En septembre 2001, la compagnie Houay Ho Power, joint-venture constituée par des subsidiaires de Tractebel Electricity and Gas International, a acheté les actions de Daewoo et de Loxley dans le barrage pour 140 millions de dollars. Le gouvernement du Laos a gardé une participation de 20% dans le projet. Le financement a été apporté par un syndicat de banques thaïlandaises, et une agence belge de crédit à l’exportation, l’Office National du Ducroire, a assuré Tractebel contre le risque politique.

Katje Damman, responsable des communications extérieures de Tractebel, ne souhaite pas décrire les détails de l’assurance risque politique fournie par Ducroire. « Si vous voulez connaître tous les détails des risques politiques couverts par l’assurance, vous devez vous adresser à l’agence. Moi, je ne peux pas vous dire. Je crois que c’est la couverture habituelle d’une assurance de ce genre. C’est une assurance risque politique normale », a-t-elle dit.

Ducroire a refusé de répondre à des questions sur le barrage de Houay Ho.

Damman a nié que les villageois expulsés par les entrepreneurs de Houay Ho traversent des difficultés. « Le programme de réinstallation est terminé. Il n’y a aucune plainte, et la compagnie Houay Ho Power reste en contact avec les autorités locales pour voir s’il y a des problèmes. »

Les auteurs du rapport « Forgotten People » signalent que les autorités locales « n’ont assumé aucune responsabilité à l’égard des moyens de subsistance des paysans qui ont été déplacés de leurs villages ».

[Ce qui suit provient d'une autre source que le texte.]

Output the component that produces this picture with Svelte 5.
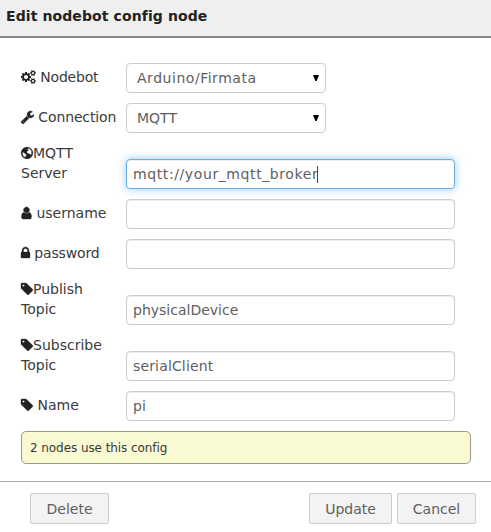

Voyant ce qui est arrivé à ceux de leurs amis et parents qui ont déjà été forcés de partir, les Jrou du village de Nong Phanouane ont imaginé un plan. Si on les oblige à déménager vers les zones de réinstallation, ils ne vont pas démolir leurs maisons. Ainsi, si au bout de quatre ou cinq mois les représentants du gouvernement ne leur ont pas donné tout ce qu’ils leur avaient promis, ils retourneront dans leurs foyers de Nong Phanouane. Les auteurs de « Forgotten People » ajoutent : « S’ils sont tués pour être revenus, ils le seront chez eux ».